Look through the lines of the material and count those containing "screenshot". Give that count alone.

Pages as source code
● ● ●

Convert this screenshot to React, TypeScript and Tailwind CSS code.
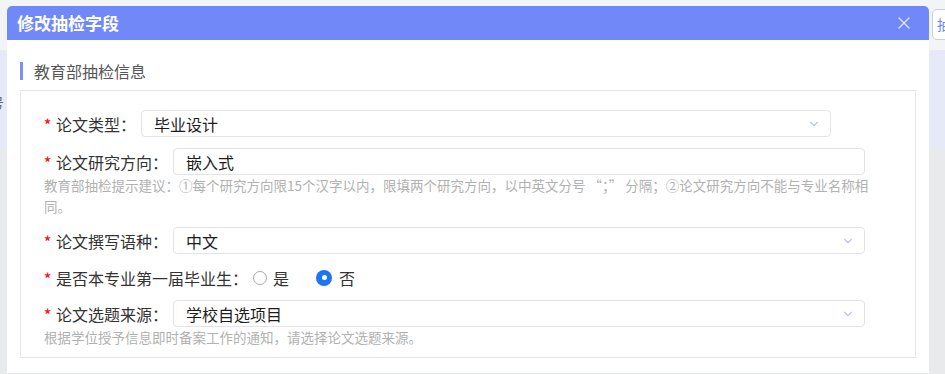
import { ChevronDown, X } from "lucide-react";

const font = { fontFamily: '"Noto Sans CJK SC", "Noto Sans", sans-serif' };

function Star() {
  return <span className="text-[14px] font-bold text-[#f01f1f] w-[9px] mr-[3px] leading-none">*</span>;
}

function Label({ text }: { text: string }) {
  return (
    <div className="flex items-center shrink-0 text-[16px] text-[#333]">
      <Star />
      <span>{text}</span>
      <span className="w-[14px] text-center">：</span>
    </div>
  );
}

function Field({ value, select, width }: { value: string; select?: boolean; width: string }) {
  return (
    <div
      className={`${width} h-[27px] border border-[#e2e4ea] rounded-[4px] flex items-center justify-between pl-[12px] pr-[9px] text-[16px] text-[#1c1c1c] bg-white`}
    >
      <span>{value}</span>
      {select && <ChevronDown className="w-[14px] h-[14px] text-[#b9c3f3]" strokeWidth={2} />}
    </div>
  );
}

function Hint({ children }: { children: React.ReactNode }) {
  return <div className="text-[13.5px] leading-[21px] text-[#b1b1b1] pr-[30px]">{children}</div>;
}

export default function App() {
  return (
    <div className="relative w-[945px] h-[374px] overflow-hidden bg-[#e8eaec]" style={font}>
      <div className="h-[50px] bg-[#f3f4f6]" />
      <div className="h-[100px] bg-[#e6e9f8] flex items-start justify-between">
        <span className="text-[14px] text-[#666] -ml-[10px] mt-[42px]">号</span>
      </div>

      {/* top-right button partially visible */}
      <div className="absolute left-[932px] top-[9px] w-[40px] h-[31px] rounded-[5px] border border-[#c5cdf6] bg-white flex items-center pl-[4px] text-[14px] text-[#6f85f0]">
        抽
      </div>

      <div className="absolute left-[7px] top-[6px] w-[922px] h-[367px] bg-white rounded-t-[5px] flex flex-col">
        <div className="h-[34px] bg-[#7088f8] rounded-t-[5px] flex items-center justify-between pl-[10px] pr-[15px]">
          <span className="text-white text-[17px] font-bold">修改抽检字段</span>
          <X className="w-[20px] h-[20px] text-[#e3e7ff]" strokeWidth={1.5} />
        </div>

        <div className="px-[13px] pt-[22px]">
          <div className="flex items-center h-[18px] border-l-[3px] border-[#7b8ff5] pl-[11px] text-[16px] text-[#555]">
            教育部抽检信息
          </div>

          <div className="mt-[10px] border border-[#e6e6e6] h-[268px] pl-[23px] pt-[19px] flex flex-col">
            <div className="flex items-center gap-[7px]">
              <Label text="论文类型" />
              <Field value="毕业设计" select width="w-[690px]" />
            </div>

            <div className="flex items-center gap-[7px] mt-[11px]">
              <Label text="论文研究方向" />
              <Field value="嵌入式" width="w-[692px]" />
            </div>
            <Hint>
              教育部抽检提示建议：①每个研究方向限15个汉字以内，限填两个研究方向，以中英文分号 “；” 分隔；②论文研究方向不能与专业名称相同。
            </Hint>

            <div className="flex items-center gap-[7px] mt-[10px]">
              <Label text="论文撰写语种" />
              <Field value="中文" select width="w-[692px]" />
            </div>

            <div className="flex items-center h-[27px] mt-[10px] text-[16px] text-[#333]">
              <Label text="是否本专业第一届毕业生" />
              <span className="ml-[7px] w-[14px] h-[14px] rounded-full border border-[#a9a9a9] bg-white" />
              <span className="ml-[6px]">是</span>
              <span className="ml-[28px] w-[14px] h-[14px] rounded-full bg-[#1d74f5] flex items-center justify-center ring-1 ring-[#1d74f5]">
                <span className="w-[5px] h-[5px] rounded-full bg-white" />
              </span>
              <span className="ml-[8px]">否</span>
            </div>

            <div className="flex items-center gap-[7px] mt-[9px]">
              <Label text="论文选题来源" />
              <Field value="学校自选项目" select width="w-[692px]" />
            </div>
            <Hint>根据学位授予信息即时备案工作的通知，请选择论文选题来源。</Hint>
          </div>
        </div>
      </div>
    </div>
  );
}
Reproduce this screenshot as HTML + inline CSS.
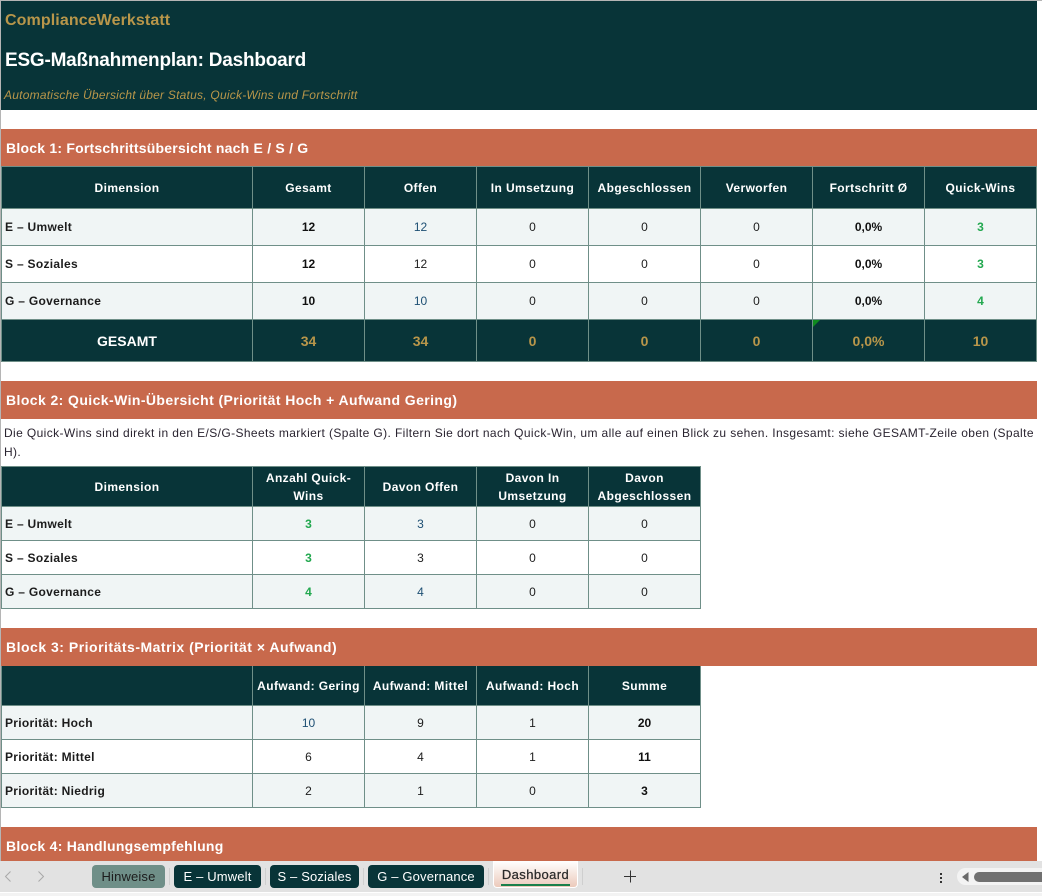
<!DOCTYPE html>
<html lang="de">
<head>
<meta charset="utf-8">
<title>ESG-Maßnahmenplan: Dashboard</title>
<style>
*{box-sizing:border-box}
html,body{margin:0;padding:0;width:1042px;height:896px;overflow:hidden;background:#fff}
body{position:relative;font-family:"Liberation Sans",Arial,sans-serif;color:#1c1c1c;font-size:12px}
.abs{position:absolute;white-space:nowrap}
.bar{position:absolute;left:1px;width:1036px;background:#c8694c;color:#fff;font-weight:bold;font-size:14px;padding-left:5px;display:flex;align-items:center;white-space:nowrap}
.t{position:absolute;left:1px;display:grid;gap:1px;padding:1px;background:#6f8f88}
.w8{grid-template-columns:250px repeat(7,111px);width:1036px}
.w5{grid-template-columns:250px repeat(4,111px);width:700px}
.t>div{display:flex;align-items:center;justify-content:center;text-align:center;background:#fff;line-height:18px;white-space:nowrap}
.t>.h{background:#083438;color:#fff;font-weight:bold;letter-spacing:.4px}
.t>.a{background:#f0f5f5}
.t>.l{justify-content:flex-start;padding-left:3px;font-weight:bold;letter-spacing:.3px}
.t>.b{font-weight:bold;color:#111}
.t>.g{font-weight:bold;color:#22a84f}
.t>.o{color:#1d4f73}
.t>.f{background:#083438;color:#b8964a;font-weight:bold;font-size:14px;position:relative}
.t>.fl{background:#083438;color:#fff;font-weight:bold;font-size:14px}
.tab{position:absolute;top:865px;height:23px;border-radius:4px;background:#083438;color:#fff;font-size:13px;letter-spacing:.15px;display:flex;align-items:center;justify-content:center;white-space:nowrap}
.sep{position:absolute;top:868px;width:1px;height:17px;background:#cfcfcf}
</style>
</head>
<body>
<div class="abs" style="left:0;top:0;width:1042px;height:1px;background:#b5b5b5"></div>
<div class="abs" style="left:0;top:0;width:1px;height:861px;background:#b5b5b5"></div>

<div class="abs" style="left:1px;top:1px;width:1036px;height:109px;background:#083438"></div>
<div class="abs" style="left:5px;top:11px;font-size:16px;font-weight:bold;color:#b8964a;line-height:20px;letter-spacing:.1px">ComplianceWerkstatt</div>
<div class="abs" style="left:5px;top:49px;font-size:19px;font-weight:bold;color:#fff;line-height:24px;letter-spacing:-.22px">ESG-Maßnahmenplan: Dashboard</div>
<div class="abs" style="left:4px;top:86px;font-size:12px;font-style:italic;color:#b8964a;line-height:18px;letter-spacing:.23px">Automatische Übersicht über Status, Quick-Wins und Fortschritt</div>

<div class="bar" style="top:129px;height:37px;letter-spacing:.22px">Block 1: Fortschrittsübersicht nach E / S / G</div>
<div class="t w8" style="top:166px;grid-template-rows:41px 36px 36px 36px 41px">
<div class="h">Dimension</div><div class="h">Gesamt</div><div class="h">Offen</div><div class="h">In Umsetzung</div><div class="h">Abgeschlossen</div><div class="h">Verworfen</div><div class="h">Fortschritt Ø</div><div class="h">Quick-Wins</div>
<div class="a l">E – Umwelt</div><div class="a b">12</div><div class="a o">12</div><div class="a">0</div><div class="a">0</div><div class="a">0</div><div class="a b">0,0%</div><div class="a g">3</div>
<div class="l">S – Soziales</div><div class="b">12</div><div>12</div><div>0</div><div>0</div><div>0</div><div class="b">0,0%</div><div class="g">3</div>
<div class="a l">G – Governance</div><div class="a b">10</div><div class="a o">10</div><div class="a">0</div><div class="a">0</div><div class="a">0</div><div class="a b">0,0%</div><div class="a g">4</div>
<div class="fl">GESAMT</div><div class="f">34</div><div class="f">34</div><div class="f">0</div><div class="f">0</div><div class="f">0</div><div class="f">0,0%<svg width="7" height="7" style="position:absolute;left:0;top:0"><path d="M0 0H7L0 7Z" fill="#0f8a1f"/></svg></div><div class="f">10</div>
</div>

<div class="bar" style="top:381px;height:38px;letter-spacing:.41px">Block 2: Quick-Win-Übersicht (Priorität Hoch + Aufwand Gering)</div>
<div class="abs" style="left:4px;top:424px;line-height:19px;letter-spacing:.385px;color:#2a2430">Die Quick-Wins sind direkt in den E/S/G-Sheets markiert (Spalte G). Filtern Sie dort nach Quick-Win, um alle auf einen Blick zu sehen. Insgesamt: siehe GESAMT-Zeile oben (Spalte<br>H).</div>
<div class="t w5" style="top:466px;grid-template-rows:39px 33px 33px 33px">
<div class="h">Dimension</div><div class="h">Anzahl Quick-<br>Wins</div><div class="h">Davon Offen</div><div class="h">Davon In<br>Umsetzung</div><div class="h">Davon<br>Abgeschlossen</div>
<div class="a l">E – Umwelt</div><div class="a g">3</div><div class="a o">3</div><div class="a">0</div><div class="a">0</div>
<div class="l">S – Soziales</div><div class="g">3</div><div>3</div><div>0</div><div>0</div>
<div class="a l">G – Governance</div><div class="a g">4</div><div class="a o">4</div><div class="a">0</div><div class="a">0</div>
</div>

<div class="bar" style="top:628px;height:38px;letter-spacing:.5px">Block 3: Prioritäts-Matrix (Priorität × Aufwand)</div>
<div class="t w5" style="top:666px;grid-template-rows:39px 33px 33px 33px;padding-top:0">
<div class="h"></div><div class="h">Aufwand: Gering</div><div class="h">Aufwand: Mittel</div><div class="h">Aufwand: Hoch</div><div class="h">Summe</div>
<div class="a l">Priorität: Hoch</div><div class="a o">10</div><div class="a">9</div><div class="a">1</div><div class="a b">20</div>
<div class="l">Priorität: Mittel</div><div>6</div><div>4</div><div>1</div><div class="b">11</div>
<div class="a l">Priorität: Niedrig</div><div class="a">2</div><div class="a">1</div><div class="a">0</div><div class="a b">3</div>
</div>

<div class="bar" style="top:827px;height:34px;padding-top:4px;letter-spacing:.27px">Block 4: Handlungsempfehlung</div>

<div class="abs" style="left:0;top:861px;width:1042px;height:31px;background:#e2e2e2"></div>
<div class="abs" style="left:0;top:892px;width:1042px;height:1px;background:#fff"></div>
<div class="abs" style="left:0;top:893px;width:1042px;height:3px;background:#f3f3f3"></div>

<svg class="abs" style="left:0;top:861px" width="60" height="31" fill="none" stroke="#a8a8a8" stroke-width="1"><path d="M10.5 10.5L5.5 15.5L10.5 20.5"/><path d="M38.5 10.5L43.5 15.5L38.5 20.5"/></svg>

<div class="tab" style="left:92px;width:73px;background:#6f8f88;color:#1c1c1c">Hinweise</div>
<div class="sep" style="left:169px"></div>
<div class="tab" style="left:174px;width:87px">E – Umwelt</div>
<div class="sep" style="left:265px"></div>
<div class="tab" style="left:270px;width:89px">S – Soziales</div>
<div class="sep" style="left:363px"></div>
<div class="tab" style="left:368px;width:116px">G – Governance</div>
<div class="sep" style="left:488px"></div>
<div class="abs" style="left:493px;top:861px;width:85px;height:27px;border-radius:0 0 4px 4px;border:1px solid #fff;border-top:0;background:linear-gradient(#fff,#eccabb);color:#2a2a2a;font-size:13px;text-align:center;line-height:27px;letter-spacing:.4px;-webkit-text-stroke:.25px #2a2a2a">Dashboard</div>
<div class="abs" style="left:501px;top:884px;width:69px;height:2px;background:#1a7f4b"></div>
<div class="sep" style="left:582px"></div>

<svg class="abs" style="left:624px;top:870px" width="13" height="13" stroke="#333" stroke-width="1"><path d="M0 6.5H12M6.5 0.5V12.5"/></svg>

<div class="abs" style="left:940px;top:873px;width:2px;height:2px;background:#333"></div>
<div class="abs" style="left:940px;top:877px;width:2px;height:2px;background:#333"></div>
<div class="abs" style="left:940px;top:881px;width:2px;height:2px;background:#333"></div>

<div class="abs" style="left:957px;top:868px;width:85px;height:17px;border-radius:9px 0 0 9px;background:#f3f3f3"></div>
<svg class="abs" style="left:962px;top:872px" width="7" height="10"><path d="M6.5 0V10L0 5Z" fill="#6a6a6a"/></svg>
<div class="abs" style="left:974px;top:872px;width:68px;height:10px;border-radius:5px 0 0 5px;background:#707070"></div>
</body>
</html>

● ● ●

IN RESPONSE: 2